-- start --
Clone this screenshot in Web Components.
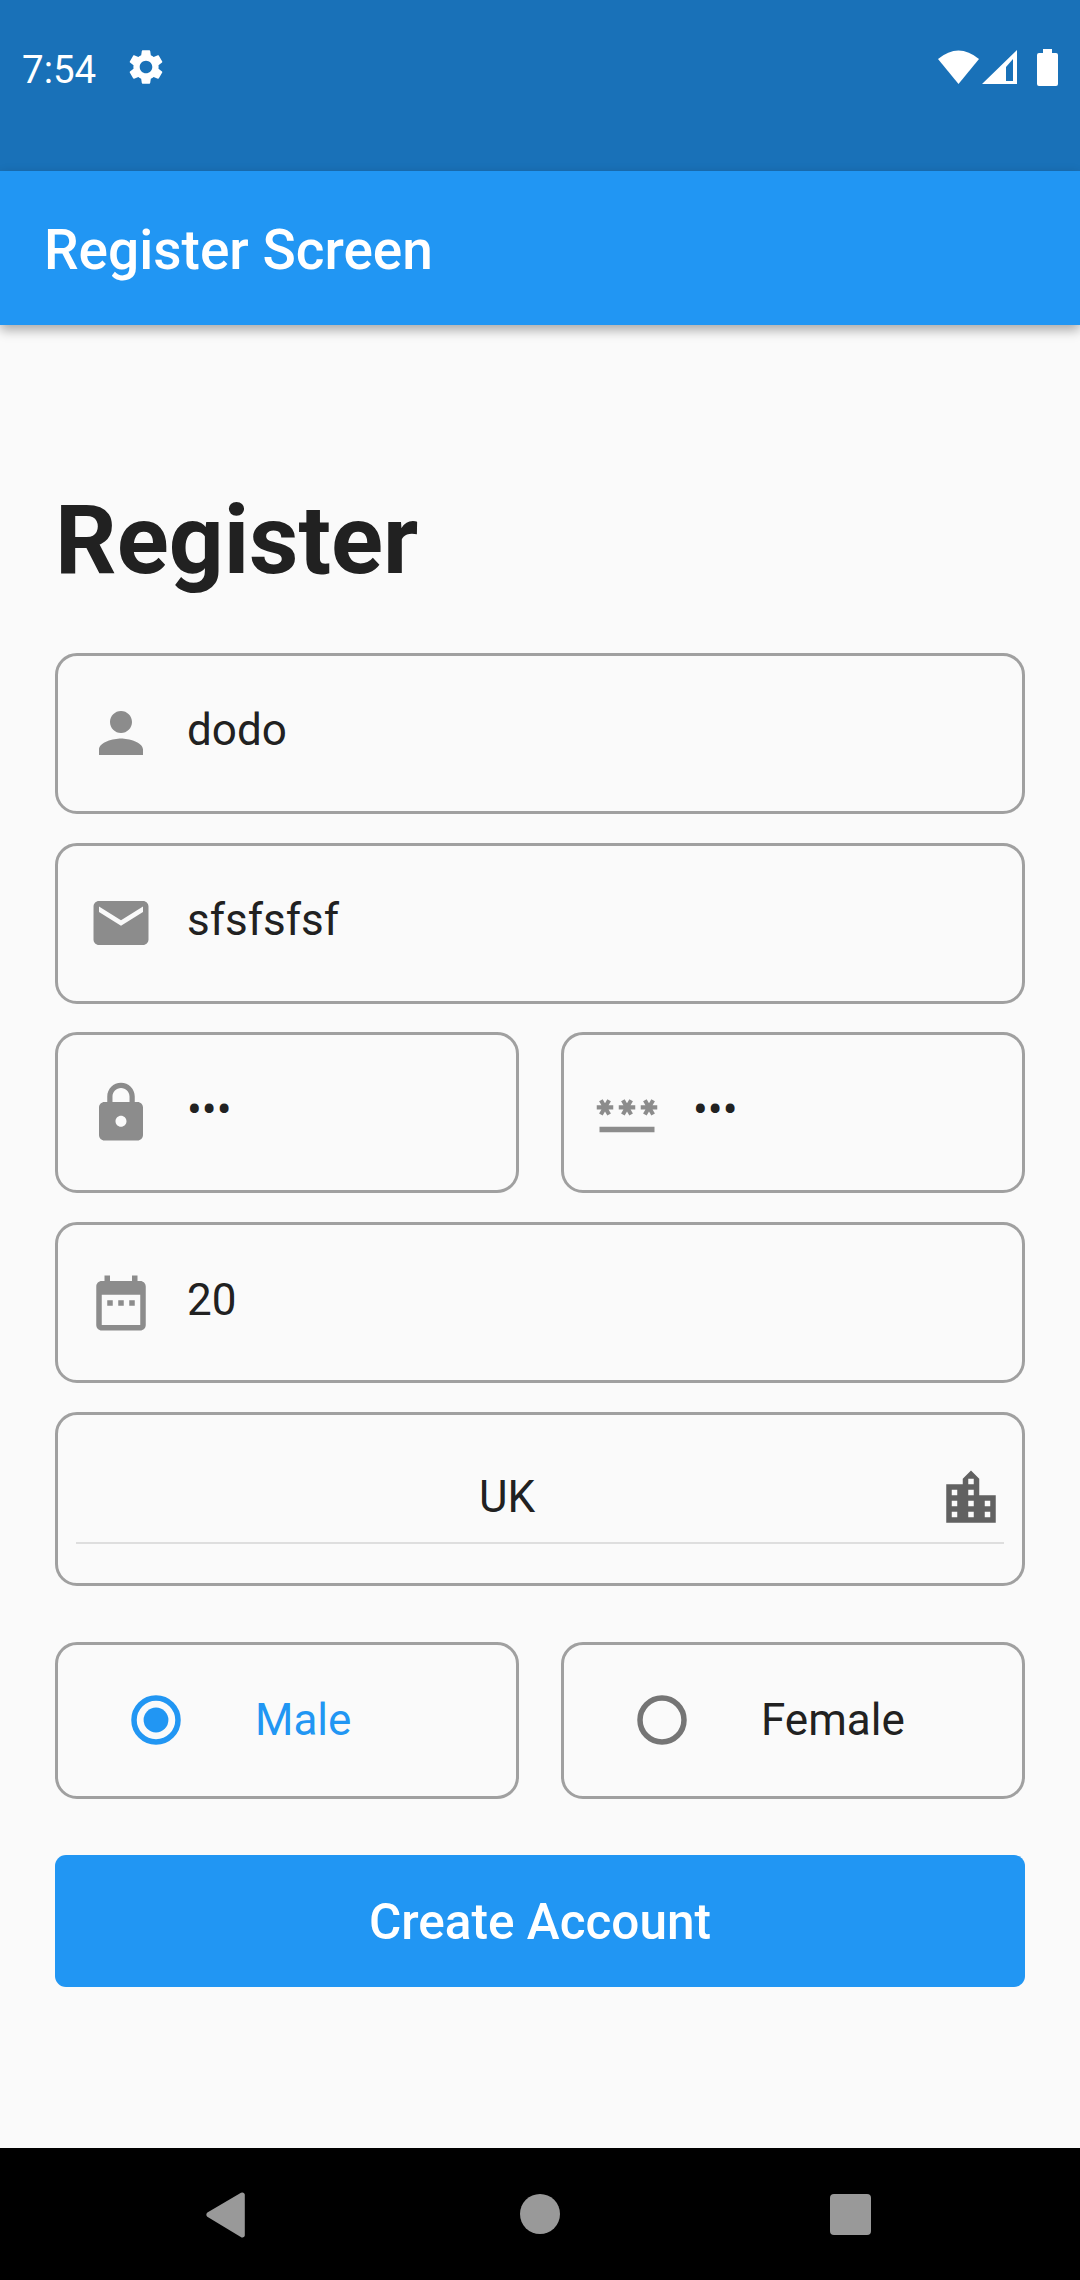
<!DOCTYPE html>
<html><head><meta charset="utf-8"><title>Register Screen</title>
<style>
html,body{margin:0;padding:0;background:#fafafa;font-family:Roboto,"Liberation Sans",sans-serif}
</style></head><body>
<register-app>
  <status-bar slot="top"></status-bar>
  <app-bar slot="top">Register Screen</app-bar>
  <page-title>Register</page-title>
  <form-field value="dodo"><svg slot="icon" width="66" height="66" viewBox="0 0 24 24" fill="#8c8c8c"><path d="M12 12c2.21 0 4-1.79 4-4s-1.79-4-4-4-4 1.79-4 4 1.79 4 4 4zm0 2c-2.67 0-8 1.34-8 4v2h16v-2c0-2.66-5.33-4-8-4z"/></svg></form-field>
  <form-field value="sfsfsfsf"><svg slot="icon" width="66" height="66" viewBox="0 0 24 24" fill="#8c8c8c"><path d="M20 4H4c-1.1 0-1.99.9-1.99 2L2 18c0 1.1.9 2 2 2h16c1.1 0 2-.9 2-2V6c0-1.1-.9-2-2-2zm0 4l-8 5-8-5V6l8 5 8-5v2z"/></svg></form-field>
  <field-pair>
    <form-field value="•••"><svg slot="icon" width="66" height="66" viewBox="0 0 24 24" fill="#8c8c8c"><path d="M18 8h-1V6c0-2.76-2.24-5-5-5S7 3.24 7 6v2H6c-1.1 0-2 .9-2 2v10c0 1.1.9 2 2 2h12c1.1 0 2-.9 2-2V10c0-1.1-.9-2-2-2zm-6 9c-1.1 0-2-.9-2-2s.9-2 2-2 2 .9 2 2-.9 2-2 2zm3.1-9H8.9V6c0-1.71 1.39-3.1 3.1-3.1 1.71 0 3.1 1.39 3.1 3.1v2z"/></svg></form-field>
    <form-field value="•••"><svg slot="icon" width="66" height="66" viewBox="0 0 24 24" fill="#8c8c8c"><path d="M2 17h20v2H2v-2zm1.15-4.05L4 11.47l.85 1.48 1.3-.75-.85-1.48H7v-1.5H5.3l.85-1.47L4.85 7 4 8.47 3.15 7l-1.3.75.85 1.47H1v1.5h1.7l-.85 1.48 1.3.75zm6.7-.75l1.3.75.85-1.48.85 1.48 1.3-.75-.85-1.48H15v-1.5h-1.7l.85-1.47-1.3-.75L12 8.47 11.15 7l-1.3.75.85 1.47H9v1.5h1.7l-.85 1.48zM23 9.22h-1.7l.85-1.47-1.3-.75L20 8.47 19.15 7l-1.3.75.85 1.47H17v1.5h1.7l-.85 1.48 1.3.75.85-1.48.85 1.48 1.3-.75-.85-1.48H23v-1.5z"/></svg></form-field>
  </field-pair>
  <form-field value="20"><svg slot="icon" width="66" height="66" viewBox="0 0 24 24" fill="#8c8c8c"><path d="M9 11H7v2h2v-2zm4 0h-2v2h2v-2zm4 0h-2v2h2v-2zm2-7h-1V2h-2v2H8V2H6v2H5c-1.11 0-1.99.9-1.99 2L3 20c0 1.1.89 2 2 2h14c1.1 0 2-.9 2-2V6c0-1.1-.9-2-2-2zm0 16H5V9h14v11z"/></svg></form-field>
  <city-select value="UK"></city-select>
  <field-pair style="margin-top:27.25px">
    <radio-option label="Male" checked></radio-option>
    <radio-option label="Female"></radio-option>
  </field-pair>
  <primary-button>Create Account</primary-button>
  <nav-bar slot="bottom"></nav-bar>
</register-app>
<template id="t-app"><style>
:host{display:flex;flex-direction:column;height:2280px;background:#fafafa}
main{flex:1;display:flex;flex-direction:column;gap:28.75px;padding:0 55px;min-height:0}
</style><slot name="top"></slot><main><slot></slot></main><slot name="bottom"></slot></template>
<template id="t-status"><style>
:host{display:flex;align-items:flex-start;height:171px;box-sizing:border-box;background:#1971b8;color:#fff;padding:47px 22px 0 22px;font:400 38.5px/45px Roboto,sans-serif}
.time{width:96px}
svg{display:block}
.gear{margin:-1px 0 0 6.5px}
.right{margin-left:auto;display:flex;align-items:flex-start;margin-top:2px}
</style><span class="time">7:54</span>
<svg class="gear" width="42" height="42" viewBox="0 0 24 24" fill="#fff"><path d="M19.14 12.94c.04-.3.06-.61.06-.94 0-.32-.02-.64-.07-.94l2.03-1.58c.18-.14.23-.41.12-.61l-1.92-3.32c-.12-.22-.37-.29-.59-.22l-2.39.96c-.5-.38-1.03-.7-1.62-.94l-.36-2.54c-.04-.24-.24-.41-.48-.41h-3.84c-.24 0-.43.17-.47.41l-.36 2.54c-.59.24-1.13.57-1.62.94l-2.39-.96c-.22-.08-.47 0-.59.22L2.74 8.87c-.12.21-.08.47.12.61l2.03 1.58c-.05.3-.09.63-.09.94s.02.64.07.94l-2.03 1.58c-.18.14-.23.41-.12.61l1.92 3.32c.12.22.37.29.59.22l2.39-.96c.5.38 1.03.7 1.62.94l.36 2.54c.05.24.24.41.48.41h3.84c.24 0 .44-.17.47-.41l.36-2.54c.59-.24 1.13-.56 1.62-.94l2.39.96c.22.08.47 0 .59-.22l1.92-3.32c.12-.22.07-.47-.12-.61l-2.01-1.58zM12 15.6c-1.98 0-3.6-1.62-3.6-3.6s1.62-3.6 3.6-3.6 3.6 1.62 3.6 3.6-1.62 3.6-3.6 3.6z"/></svg>
<div class="right">
<svg width="42" height="36" viewBox="0 0 42 36" fill="#fff" style="margin-right:2px"><path d="M0 10 Q20.5 -7 41 10 L20.500 35 Z"/></svg>
<svg width="36" height="36" viewBox="0 0 36 36" fill="#fff" style="margin-right:19px"><path fill-rule="evenodd" d="M35 1V35H0Z M31 10 L24 18 V32 H31 Z"/></svg>
<svg width="21" height="37" viewBox="0 0 21 37"><path fill="#fff" d="M6 0h9v4h4a2 2 0 0 1 2 2v29a2 2 0 0 1-2 2H2a2 2 0 0 1-2-2V6a2 2 0 0 1 2-2h4z"/></svg>
</div></template>
<template id="t-appbar"><style>
:host{display:flex;align-items:center;position:relative;height:154px;box-sizing:border-box;background:#2196f3;color:#fff;padding:3px 44px 0;font:500 55px/64px Roboto,sans-serif;box-shadow:0 5px 11px rgba(0,0,0,.33)}
</style><slot></slot></template>
<template id="t-title"><style>
:host{display:block;color:#212121;font:700 96.25px/112px Roboto,sans-serif;padding-top:159px;margin-bottom:28px}
</style><slot></slot></template>
<template id="t-field"><style>
:host{display:flex;min-width:0;align-items:center;box-sizing:border-box;height:161px;border:3px solid #a0a0a0;border-radius:22px;padding:0 30px;background:#fafafa;color:#212121;font:400 44px/52px Roboto,sans-serif}
.icon{display:flex;width:66px;height:66px;flex:none}
.val{margin-left:33px;padding-bottom:6px;white-space:pre}
</style><span class="icon"><slot name="icon"></slot></span><span class="val"></span></template>
<template id="t-pair"><style>
:host{display:flex;gap:42px}
::slotted(*){flex:1 1 0}
</style><slot></slot></template>
<template id="t-city"><style>
:host{display:block;box-sizing:border-box;height:174px;border:3px solid #a0a0a0;border-radius:22px;padding:44px 18px 0 18px;color:#212121;font:400 44px/52px Roboto,sans-serif}
.row{display:flex;align-items:center;height:83px;border-bottom:2px solid #dedede}
.val{flex:1;text-align:center;padding-bottom:6px}
svg{display:block;flex:none;margin-bottom:4px}
</style><div class="row"><span class="val"></span><svg width="66" height="66" viewBox="0 0 24 24" fill="#616161"><path d="M15 11V5l-3-3-3 3v2H3v14h18V11h-6zm-8 8H5v-2h2v2zm0-4H5v-2h2v2zm0-4H5V9h2v2zm6 8h-2v-2h2v2zm0-4h-2v-2h2v2zm0-4h-2V9h2v2zm0-4h-2V5h2v2zm6 12h-2v-2h2v2zm0-4h-2v-2h2v2z"/></svg></div></template>
<template id="t-radio"><style>
:host{display:flex;min-width:0;align-items:center;box-sizing:border-box;height:157px;border:3px solid #a0a0a0;border-radius:22px;padding-left:73px;color:#212121;font:400 44px/52px Roboto,sans-serif}
:host([checked]){color:#2196f3}
svg{display:block;flex:none}
span{margin-left:74px}
</style><svg width="50" height="50" viewBox="0 0 50 50"><circle cx="25" cy="25" r="22" fill="none" stroke-width="5.5"/><circle class="dot" cx="25" cy="25" r="12.4"/></svg><span></span></template>
<template id="t-button"><style>
:host{display:flex;align-items:center;justify-content:center;height:132px;box-sizing:border-box;padding-top:2px;margin-top:27.25px;border-radius:11px;background:#2196f3;color:#fff;font:500 49.5px/58px Roboto,sans-serif}
</style><slot></slot></template>
<template id="t-nav"><style>
:host{display:flex;align-items:flex-start;box-sizing:border-box;height:132px;background:#000;padding:44px 0 0 206px}
svg{display:block;flex:none}
</style>
<svg width="39" height="46" viewBox="0 0 39 46" fill="#999"><path d="M35 .8 1.4 20.6a3 3 0 0 0-.1 4.2L34.800 45a2.500 2.500 0 0 0 4-1.500V2.500A2.500 2.500 0 0 0 35 .8z" /></svg>
<svg width="40" height="40" viewBox="0 0 40 40" fill="#999" style="margin:2px 0 0 275px"><circle cx="20" cy="20" r="20"/></svg>
<svg width="41" height="41" viewBox="0 0 41 41" fill="#999" style="margin:2px 0 0 270px"><rect width="41" height="41" rx="4"/></svg></template>
<script>
function def(name,tid,init){customElements.define(name,class extends HTMLElement{constructor(){super();const r=this.attachShadow({mode:'open'});r.appendChild(document.getElementById(tid).content.cloneNode(true));if(init)init(this,r);}});}
def('register-app','t-app');
def('status-bar','t-status');
def('app-bar','t-appbar');
def('page-title','t-title');
def('form-field','t-field',(h,r)=>{r.querySelector('.val').textContent=h.getAttribute('value')});
def('field-pair','t-pair');
def('city-select','t-city',(h,r)=>{r.querySelector('.val').textContent=h.getAttribute('value')});
def('radio-option','t-radio',(h,r)=>{const c=h.hasAttribute('checked');r.querySelector('span').textContent=h.getAttribute('label');const s=r.querySelectorAll('circle');s[0].setAttribute('stroke',c?'#2196f3':'#757575');s[1].setAttribute('fill',c?'#2196f3':'none');});
def('primary-button','t-button');
def('nav-bar','t-nav');
</script>
</body></html>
-- end --
Determine how many lines of the data contain "this" and give nothing but that number.

| Answer for the task |
2